Aim
Gather every line from the entries below that includes "this".

#####

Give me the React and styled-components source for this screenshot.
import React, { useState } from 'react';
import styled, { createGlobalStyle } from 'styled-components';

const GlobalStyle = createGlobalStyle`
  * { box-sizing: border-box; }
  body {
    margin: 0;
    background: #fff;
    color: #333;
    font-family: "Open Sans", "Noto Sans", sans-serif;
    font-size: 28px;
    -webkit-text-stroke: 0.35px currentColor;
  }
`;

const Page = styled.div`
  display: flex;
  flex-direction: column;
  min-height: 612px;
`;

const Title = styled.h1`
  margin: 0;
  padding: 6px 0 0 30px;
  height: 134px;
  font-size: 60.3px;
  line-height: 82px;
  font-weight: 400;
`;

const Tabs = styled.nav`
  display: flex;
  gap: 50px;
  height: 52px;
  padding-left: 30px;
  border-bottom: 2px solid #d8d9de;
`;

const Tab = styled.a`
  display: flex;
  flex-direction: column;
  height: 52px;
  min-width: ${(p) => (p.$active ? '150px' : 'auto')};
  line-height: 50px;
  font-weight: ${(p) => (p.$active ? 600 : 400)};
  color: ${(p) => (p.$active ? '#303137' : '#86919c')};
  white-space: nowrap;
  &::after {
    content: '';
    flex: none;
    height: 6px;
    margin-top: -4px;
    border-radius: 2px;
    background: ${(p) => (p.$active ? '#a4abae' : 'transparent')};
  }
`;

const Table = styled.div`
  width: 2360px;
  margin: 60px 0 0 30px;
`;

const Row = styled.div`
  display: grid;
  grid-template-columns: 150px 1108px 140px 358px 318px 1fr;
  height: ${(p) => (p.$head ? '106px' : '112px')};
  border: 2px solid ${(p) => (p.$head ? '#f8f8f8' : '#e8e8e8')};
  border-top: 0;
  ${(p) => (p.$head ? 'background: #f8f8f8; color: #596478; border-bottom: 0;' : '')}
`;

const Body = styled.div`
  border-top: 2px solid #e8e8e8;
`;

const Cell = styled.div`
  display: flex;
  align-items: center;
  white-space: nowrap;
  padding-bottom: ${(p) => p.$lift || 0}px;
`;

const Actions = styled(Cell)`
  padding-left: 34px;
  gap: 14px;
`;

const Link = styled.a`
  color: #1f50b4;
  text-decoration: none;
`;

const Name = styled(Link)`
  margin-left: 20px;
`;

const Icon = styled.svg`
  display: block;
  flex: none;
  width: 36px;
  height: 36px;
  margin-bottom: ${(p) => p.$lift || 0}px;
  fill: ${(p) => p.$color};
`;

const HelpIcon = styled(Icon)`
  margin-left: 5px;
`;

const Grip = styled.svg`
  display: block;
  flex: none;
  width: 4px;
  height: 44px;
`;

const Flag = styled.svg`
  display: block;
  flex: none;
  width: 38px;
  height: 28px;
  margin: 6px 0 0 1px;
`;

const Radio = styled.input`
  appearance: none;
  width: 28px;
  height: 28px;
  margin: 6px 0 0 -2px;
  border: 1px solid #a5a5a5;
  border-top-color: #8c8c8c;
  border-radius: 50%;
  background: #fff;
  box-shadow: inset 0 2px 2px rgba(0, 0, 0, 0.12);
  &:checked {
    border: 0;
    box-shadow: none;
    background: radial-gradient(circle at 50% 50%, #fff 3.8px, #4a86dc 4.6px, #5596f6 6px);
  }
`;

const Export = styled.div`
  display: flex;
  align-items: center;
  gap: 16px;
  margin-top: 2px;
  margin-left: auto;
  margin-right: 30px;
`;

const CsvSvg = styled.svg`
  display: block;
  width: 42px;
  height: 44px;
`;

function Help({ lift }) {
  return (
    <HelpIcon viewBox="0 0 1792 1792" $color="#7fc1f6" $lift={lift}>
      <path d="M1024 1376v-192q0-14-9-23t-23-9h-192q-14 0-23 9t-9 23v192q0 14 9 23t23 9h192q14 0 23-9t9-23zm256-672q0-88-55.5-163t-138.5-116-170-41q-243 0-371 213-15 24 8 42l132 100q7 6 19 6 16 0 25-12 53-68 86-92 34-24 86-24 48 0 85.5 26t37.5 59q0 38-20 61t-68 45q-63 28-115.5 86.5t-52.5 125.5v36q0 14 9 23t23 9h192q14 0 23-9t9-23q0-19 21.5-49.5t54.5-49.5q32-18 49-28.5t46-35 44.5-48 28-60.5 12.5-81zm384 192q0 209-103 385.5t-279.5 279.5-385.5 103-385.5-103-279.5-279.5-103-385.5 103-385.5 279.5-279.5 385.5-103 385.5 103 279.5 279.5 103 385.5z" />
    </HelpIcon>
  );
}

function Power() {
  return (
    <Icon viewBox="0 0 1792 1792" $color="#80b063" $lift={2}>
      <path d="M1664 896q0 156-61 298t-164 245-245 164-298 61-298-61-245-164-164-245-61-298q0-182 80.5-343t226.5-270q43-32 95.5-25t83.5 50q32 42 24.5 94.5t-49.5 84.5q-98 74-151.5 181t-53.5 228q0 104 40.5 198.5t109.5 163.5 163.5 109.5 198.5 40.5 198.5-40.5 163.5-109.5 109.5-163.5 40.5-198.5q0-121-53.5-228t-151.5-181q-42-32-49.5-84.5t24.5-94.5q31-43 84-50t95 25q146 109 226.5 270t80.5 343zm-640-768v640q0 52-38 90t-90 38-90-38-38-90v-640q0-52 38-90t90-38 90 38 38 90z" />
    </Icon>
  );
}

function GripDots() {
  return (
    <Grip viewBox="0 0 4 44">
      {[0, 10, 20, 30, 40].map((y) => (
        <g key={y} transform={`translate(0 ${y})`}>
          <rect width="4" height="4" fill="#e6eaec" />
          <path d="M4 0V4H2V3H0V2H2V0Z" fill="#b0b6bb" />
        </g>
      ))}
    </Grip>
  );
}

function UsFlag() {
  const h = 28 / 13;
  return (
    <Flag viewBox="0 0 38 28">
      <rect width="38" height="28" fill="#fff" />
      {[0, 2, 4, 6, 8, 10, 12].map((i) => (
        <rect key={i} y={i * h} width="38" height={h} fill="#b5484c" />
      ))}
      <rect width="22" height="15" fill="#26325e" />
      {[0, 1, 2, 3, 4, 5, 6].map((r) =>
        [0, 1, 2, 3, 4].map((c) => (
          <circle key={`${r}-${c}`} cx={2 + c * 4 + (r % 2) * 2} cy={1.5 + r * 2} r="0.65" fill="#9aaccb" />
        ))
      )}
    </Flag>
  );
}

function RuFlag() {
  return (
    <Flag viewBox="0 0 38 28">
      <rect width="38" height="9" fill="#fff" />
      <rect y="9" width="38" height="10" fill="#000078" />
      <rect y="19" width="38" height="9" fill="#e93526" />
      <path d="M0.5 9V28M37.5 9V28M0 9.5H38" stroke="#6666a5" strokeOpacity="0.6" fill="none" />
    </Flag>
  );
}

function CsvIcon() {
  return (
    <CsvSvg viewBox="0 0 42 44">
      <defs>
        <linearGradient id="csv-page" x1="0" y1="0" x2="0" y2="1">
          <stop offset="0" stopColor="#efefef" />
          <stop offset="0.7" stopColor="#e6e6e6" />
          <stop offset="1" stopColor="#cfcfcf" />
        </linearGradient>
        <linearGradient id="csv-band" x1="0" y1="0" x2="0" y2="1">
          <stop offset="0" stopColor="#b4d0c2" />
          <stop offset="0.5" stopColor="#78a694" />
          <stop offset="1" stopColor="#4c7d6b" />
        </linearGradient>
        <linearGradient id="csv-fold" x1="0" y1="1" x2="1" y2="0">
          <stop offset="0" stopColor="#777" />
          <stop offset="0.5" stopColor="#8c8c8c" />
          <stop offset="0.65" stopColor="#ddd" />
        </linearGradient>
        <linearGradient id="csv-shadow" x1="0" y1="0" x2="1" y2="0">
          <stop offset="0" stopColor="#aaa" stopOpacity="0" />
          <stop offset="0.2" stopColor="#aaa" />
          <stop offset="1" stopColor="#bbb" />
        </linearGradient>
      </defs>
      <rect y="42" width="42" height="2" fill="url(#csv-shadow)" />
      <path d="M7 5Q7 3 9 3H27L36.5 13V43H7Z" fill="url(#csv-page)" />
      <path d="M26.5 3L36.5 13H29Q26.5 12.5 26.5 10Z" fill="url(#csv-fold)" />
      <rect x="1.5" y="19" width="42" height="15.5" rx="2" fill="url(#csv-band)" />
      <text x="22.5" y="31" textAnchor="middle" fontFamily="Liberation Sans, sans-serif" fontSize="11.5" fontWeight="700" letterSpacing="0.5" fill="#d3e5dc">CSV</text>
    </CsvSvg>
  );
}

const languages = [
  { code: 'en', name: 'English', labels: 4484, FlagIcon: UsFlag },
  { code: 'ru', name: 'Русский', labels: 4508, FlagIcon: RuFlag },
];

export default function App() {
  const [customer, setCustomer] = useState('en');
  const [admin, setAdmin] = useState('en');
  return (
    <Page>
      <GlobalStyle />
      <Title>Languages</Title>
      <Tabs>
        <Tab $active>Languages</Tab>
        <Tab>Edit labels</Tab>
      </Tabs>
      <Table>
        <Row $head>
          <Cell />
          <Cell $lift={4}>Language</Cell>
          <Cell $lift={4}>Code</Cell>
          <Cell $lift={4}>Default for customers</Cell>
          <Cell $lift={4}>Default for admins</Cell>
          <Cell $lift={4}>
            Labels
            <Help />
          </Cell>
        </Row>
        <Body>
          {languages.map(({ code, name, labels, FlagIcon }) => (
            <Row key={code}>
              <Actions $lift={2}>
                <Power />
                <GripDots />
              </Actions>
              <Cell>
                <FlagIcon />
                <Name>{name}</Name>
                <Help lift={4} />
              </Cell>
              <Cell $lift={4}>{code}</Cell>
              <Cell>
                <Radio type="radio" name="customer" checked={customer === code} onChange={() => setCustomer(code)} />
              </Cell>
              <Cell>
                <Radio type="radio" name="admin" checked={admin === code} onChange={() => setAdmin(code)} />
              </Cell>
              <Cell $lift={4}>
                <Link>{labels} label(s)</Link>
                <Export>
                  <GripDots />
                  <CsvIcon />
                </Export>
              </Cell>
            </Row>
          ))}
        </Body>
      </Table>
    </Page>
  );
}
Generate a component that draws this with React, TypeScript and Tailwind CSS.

#####

Expected answer
Give me the React and styled-components source for this screenshot.
Generate a component that draws this with React, TypeScript and Tailwind CSS.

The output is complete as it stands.